Your ask was a bit confusing, so I hope I address all of the requirements, if not let me know in the comments. I chose to use a for-loop since you want to do a row by row comparison. If speed is an issue I would avoid the for-loop and see if you can stay within the panda's architecture.
Setup:
import pandas as pd
df = pd.DataFrame({'a': [25, 22, -2, 16, 10], 'b': [-5, 18, -2, 25, 48], 'c': [34, -12, 7, 8, 22],
'd': [10, 8, -2, -4, 12]})
Creating a version of the dataframe which has the abs(negative values) + 1 and 0 to replace the nans for the positive values:
pos_df = (abs(df[df < 0]) + 1).fillna(0)
For loop to iterate through the dataframe starting from the second row:
for index, row in df.iloc[1:,:].iterrows():
Then you subtract the row of the dataframe by the previous row of the positive dataframe
df.loc[index] = row - pos_df.loc[index - 1]
Then you recalculate the row of the pos_df since you would want to check if any numbers have become negative. A caveat to notice is that I am switching everything that is negative in the df dataframe not the pos_df.

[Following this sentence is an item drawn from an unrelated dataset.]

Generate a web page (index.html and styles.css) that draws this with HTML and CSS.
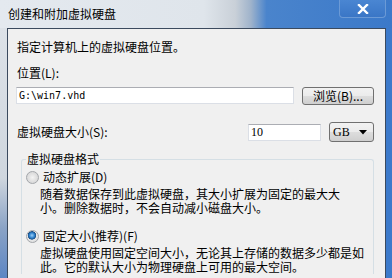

pos_df.loc[index][df.loc[index] < 0] = (abs(df.loc[index][df.loc[index] < 0]) + 1).fillna(0)
Lastly change all negative values to 1:
df[df < 0] = 1
Here's the entire code:
import pandas as pd
df = pd.DataFrame({'a': [25, 22, -2, 16, 10], 'b': [-5, 18, -2, 25, 48], 'c': [34, -12, 7, 8, 22],
'd': [10, 8, -2, -4, 12]})
pos_df = (abs(df[df < 0]) + 1).fillna(0)
for index, row in df.iloc[1:,:].iterrows():
df.loc[index] = row - pos_df.loc[index - 1]
pos_df.loc[index][df.loc[index] < 0] = (abs(df.loc[index][df.loc[index] < 0]) + 1).fillna(0)
df[df < 0] = 1
With the final output being:
a b c d
0 25.0 1.0 34.0 10.0
1 22.0 12.0 1.0 8.0
2 1.0 1.0 1.0 1.0
3 13.0 22.0 1.0 1.0
4 10.0 48.0 22.0 4.0
Hope that helps!
Edit:
So the code:
pos_df.loc[index][df.loc[index] < 0] = (abs(df.loc[index][df.loc[index] < 0]) + 1).fillna(0)
is a relatively complex pandas expression. A bit of context, In Pandas there are series and dataframes, you can think of series as a column or row of a dataframe. When you perform a conditional selection in dataframes, the dataframe retains it's shape, with the values that didn't meet the criteria appearing as Nan. With a Series, you get just the values which met the condition.
Here's an example:
df[df == 1]
series[series == 1]
a b c d
0 Nan Nan Nan Nan
1 Nan Nan 1.0 Nan
2 Nan Nan 1.0 1.0
3 Nan Nan 1.0 1.0
4 Nan Nan Nan Nan
c
1.0
1.0
1.0
So as you can see above the series changes shape from [5,1] to [3,1]. Now back to the code. pos_df.loc[index] selects the row we're interested in from the dataframe with the transformed negative numbers. It might be easier to conceptualize if you view it as:
pos_s = pos_df.loc[index]
s = df.loc[index]
pos_s[s < 0] = (abs(s[s < 0]) + 1).fillna(0)
So as you can see above this is just the same expression you used in your question, but performed on the rows that the for-loop is iterating through at the moment rather than the entire dataframe. In the code:
(abs(s[s < 0]) + 1).fillna(0)
I'm finding all of the values in the dataframe that were or have become negative and retransforming them. I then get a series like:
c
13
12
4
So as this is a series, you'll notice that the shape is [3,1] and not [5,1] as expected. So to avoid messing up the dataframe, I must only replace the negative values. So I use the code:
pos_s[s < 0]
I'm selecting everything in df's row which is negative, so the output is
[False, True, True, False, True]
and then I apply this condition to the pos_df's row to select the second, third and fifth values and update them incase any of the originally positive values have become negative once subtracted.